■ Source material ■
/---
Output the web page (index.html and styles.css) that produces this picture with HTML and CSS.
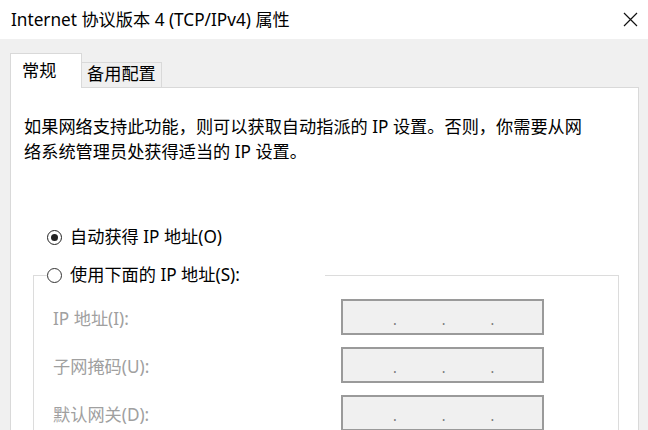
FILE: index.html
```html
<!DOCTYPE html>
<html lang="zh-CN">
<head>
<meta charset="utf-8">
<title>Internet 协议版本 4 (TCP/IPv4) 属性</title>
<link rel="stylesheet" href="styles.css">
</head>
<body>
<div class="window">
  <div class="titlebar">
    <span class="title">Internet 协议版本 4 (TCP/IPv4) 属性</span>
    <svg class="close" width="15" height="15" viewBox="0 0 15 15"><path d="M1 1 L14 14 M14 1 L1 14" stroke="#111" stroke-width="1.2" fill="none"/></svg>
  </div>
  <div class="main">
    <div class="tabs">
      <div class="tab active">常规</div>
      <div class="tab">备用配置</div>
    </div>
    <div class="panel">
      <p class="desc">如果网络支持此功能，则可以获取自动指派的 IP 设置。否则，你需要从网<br>络系统管理员处获得适当的 IP 设置。</p>
      <div class="radio-row auto"><span class="radio checked"></span><span class="radio-label">自动获得 IP 地址(O)</span></div>
      <div class="group">
        <div class="group-head"><span class="radio"></span><span class="radio-label">使用下面的 IP 地址(S):</span></div>
        <div class="fields">
          <span class="field-label">IP 地址(I):</span>
          <div class="ipbox"><span>.</span><span>.</span><span>.</span></div>
          <span class="field-label">子网掩码(U):</span>
          <div class="ipbox"><span>.</span><span>.</span><span>.</span></div>
          <span class="field-label">默认网关(D):</span>
          <div class="ipbox"><span>.</span><span>.</span><span>.</span></div>
        </div>
      </div>
    </div>
  </div>
</div>
</body>
</html>
```
FILE: styles.css
```css
html, body {
  margin: 0;
  padding: 0;
}
body {
  width: 648px;
  height: 430px;
  overflow: hidden;
  background: #f0f0f0;
  font-family: "Noto Sans", "Noto Sans CJK SC", sans-serif;
  font-size: 17.2px;
  color: #000;
}
.titlebar {
  height: 39px;
  background: #fff;
  display: flex;
  align-items: center;
  justify-content: space-between;
  padding: 0 10px 0 11px;
}
.title {
  line-height: 1;
}
.close {
  display: block;
}
.main {
  padding: 14px 9px 0 10px;
}
.tabs {
  display: flex;
  align-items: flex-end;
  height: 34px;
}
.tab {
  box-sizing: border-box;
  display: flex;
  align-items: center;
  border: 1px solid #d9d9d9;
  border-bottom: none;
  line-height: 1;
}
.tab.active {
  width: 72px;
  height: 35px;
  margin-bottom: -1px;
  padding-left: 11px;
  background: #fff;
  position: relative;
  z-index: 1;
}
.tab:not(.active) {
  width: 80px;
  height: 25px;
  border-left: none;
  padding-left: 5px;
  padding-bottom: 3px;
  background: #f0f0f0;
}
.panel {
  box-sizing: border-box;
  height: 420px;
  background: #fff;
  border: 1px solid #d9d9d9;
  padding: 26px 0 0 13px;
}
.desc {
  margin: 0;
  line-height: 25px;
}
.radio-row {
  display: flex;
  align-items: center;
  height: 24px;
}
.radio-row.auto {
  margin-top: 61px;
  padding-left: 23px;
}
.radio {
  box-sizing: border-box;
  width: 15px;
  height: 15px;
  border: 1px solid #333;
  border-radius: 50%;
  display: flex;
  align-items: center;
  justify-content: center;
  flex: none;
}
.radio.checked {
  border: 1.5px solid #222;
}
.radio.checked::after {
  content: "";
  width: 7px;
  height: 7px;
  border-radius: 50%;
  background: #222;
}
.radio-label {
  margin-left: 8px;
  line-height: 1;
}
.group {
  box-sizing: border-box;
  width: 586px;
  margin: 26px 0 0 9px;
  border: 1px solid #dcdcdc;
}
.group-head {
  box-sizing: border-box;
  width: 278px;
  height: 24px;
  margin: -13px 0 0 13px;
  display: flex;
  align-items: center;
  background: #fff;
}
.fields {
  display: grid;
  grid-template-columns: 288px 203px;
  grid-auto-rows: 36px;
  row-gap: 12px;
  padding: 12px 0 0 19px;
}
.field-label {
  color: #a0a0a0;
  display: flex;
  align-items: center;
}
.ipbox {
  box-sizing: border-box;
  border: 2px solid #9a9a9a;
  background: #f0f0f0;
  display: flex;
  align-items: center;
  padding: 4px 0 0 50px;
  gap: 45px;
  color: #777;
  font-size: 14px;
}
```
\---
From the listing, extract all text exactly as given and drop any picture.

Output the web page (index.html and styles.css) that produces this picture with HTML and CSS.
FILE: index.html
```html
<!DOCTYPE html>
<html lang="zh-CN">
<head>
<meta charset="utf-8">
<title>Internet 协议版本 4 (TCP/IPv4) 属性</title>
<link rel="stylesheet" href="styles.css">
</head>
<body>
<div class="window">
  <div class="titlebar">
    <span class="title">Internet 协议版本 4 (TCP/IPv4) 属性</span>
    <svg class="close" width="15" height="15" viewBox="0 0 15 15"><path d="M1 1 L14 14 M14 1 L1 14" stroke="#111" stroke-width="1.2" fill="none"/></svg>
  </div>
  <div class="main">
    <div class="tabs">
      <div class="tab active">常规</div>
      <div class="tab">备用配置</div>
    </div>
    <div class="panel">
      <p class="desc">如果网络支持此功能，则可以获取自动指派的 IP 设置。否则，你需要从网<br>络系统管理员处获得适当的 IP 设置。</p>
      <div class="radio-row auto"><span class="radio checked"></span><span class="radio-label">自动获得 IP 地址(O)</span></div>
      <div class="group">
        <div class="group-head"><span class="radio"></span><span class="radio-label">使用下面的 IP 地址(S):</span></div>
        <div class="fields">
          <span class="field-label">IP 地址(I):</span>
          <div class="ipbox"><span>.</span><span>.</span><span>.</span></div>
          <span class="field-label">子网掩码(U):</span>
          <div class="ipbox"><span>.</span><span>.</span><span>.</span></div>
          <span class="field-label">默认网关(D):</span>
          <div class="ipbox"><span>.</span><span>.</span><span>.</span></div>
        </div>
      </div>
    </div>
  </div>
</div>
</body>
</html>
```
FILE: styles.css
```css
html, body {
  margin: 0;
  padding: 0;
}
body {
  width: 648px;
  height: 430px;
  overflow: hidden;
  background: #f0f0f0;
  font-family: "Noto Sans", "Noto Sans CJK SC", sans-serif;
  font-size: 17.2px;
  color: #000;
}
.titlebar {
  height: 39px;
  background: #fff;
  display: flex;
  align-items: center;
  justify-content: space-between;
  padding: 0 10px 0 11px;
}
.title {
  line-height: 1;
}
.close {
  display: block;
}
.main {
  padding: 14px 9px 0 10px;
}
.tabs {
  display: flex;
  align-items: flex-end;
  height: 34px;
}
.tab {
  box-sizing: border-box;
  display: flex;
  align-items: center;
  border: 1px solid #d9d9d9;
  border-bottom: none;
  line-height: 1;
}
.tab.active {
  width: 72px;
  height: 35px;
  margin-bottom: -1px;
  padding-left: 11px;
  background: #fff;
  position: relative;
  z-index: 1;
}
.tab:not(.active) {
  width: 80px;
  height: 25px;
  border-left: none;
  padding-left: 5px;
  padding-bottom: 3px;
  background: #f0f0f0;
}
.panel {
  box-sizing: border-box;
  height: 420px;
  background: #fff;
  border: 1px solid #d9d9d9;
  padding: 26px 0 0 13px;
}
.desc {
  margin: 0;
  line-height: 25px;
}
.radio-row {
  display: flex;
  align-items: center;
  height: 24px;
}
.radio-row.auto {
  margin-top: 61px;
  padding-left: 23px;
}
.radio {
  box-sizing: border-box;
  width: 15px;
  height: 15px;
  border: 1px solid #333;
  border-radius: 50%;
  display: flex;
  align-items: center;
  justify-content: center;
  flex: none;
}
.radio.checked {
  border: 1.5px solid #222;
}
.radio.checked::after {
  content: "";
  width: 7px;
  height: 7px;
  border-radius: 50%;
  background: #222;
}
.radio-label {
  margin-left: 8px;
  line-height: 1;
}
.group {
  box-sizing: border-box;
  width: 586px;
  margin: 26px 0 0 9px;
  border: 1px solid #dcdcdc;
}
.group-head {
  box-sizing: border-box;
  width: 278px;
  height: 24px;
  margin: -13px 0 0 13px;
  display: flex;
  align-items: center;
  background: #fff;
}
.fields {
  display: grid;
  grid-template-columns: 288px 203px;
  grid-auto-rows: 36px;
  row-gap: 12px;
  padding: 12px 0 0 19px;
}
.field-label {
  color: #a0a0a0;
  display: flex;
  align-items: center;
}
.ipbox {
  box-sizing: border-box;
  border: 2px solid #9a9a9a;
  background: #f0f0f0;
  display: flex;
  align-items: center;
  padding: 4px 0 0 50px;
  gap: 45px;
  color: #777;
  font-size: 14px;
}
```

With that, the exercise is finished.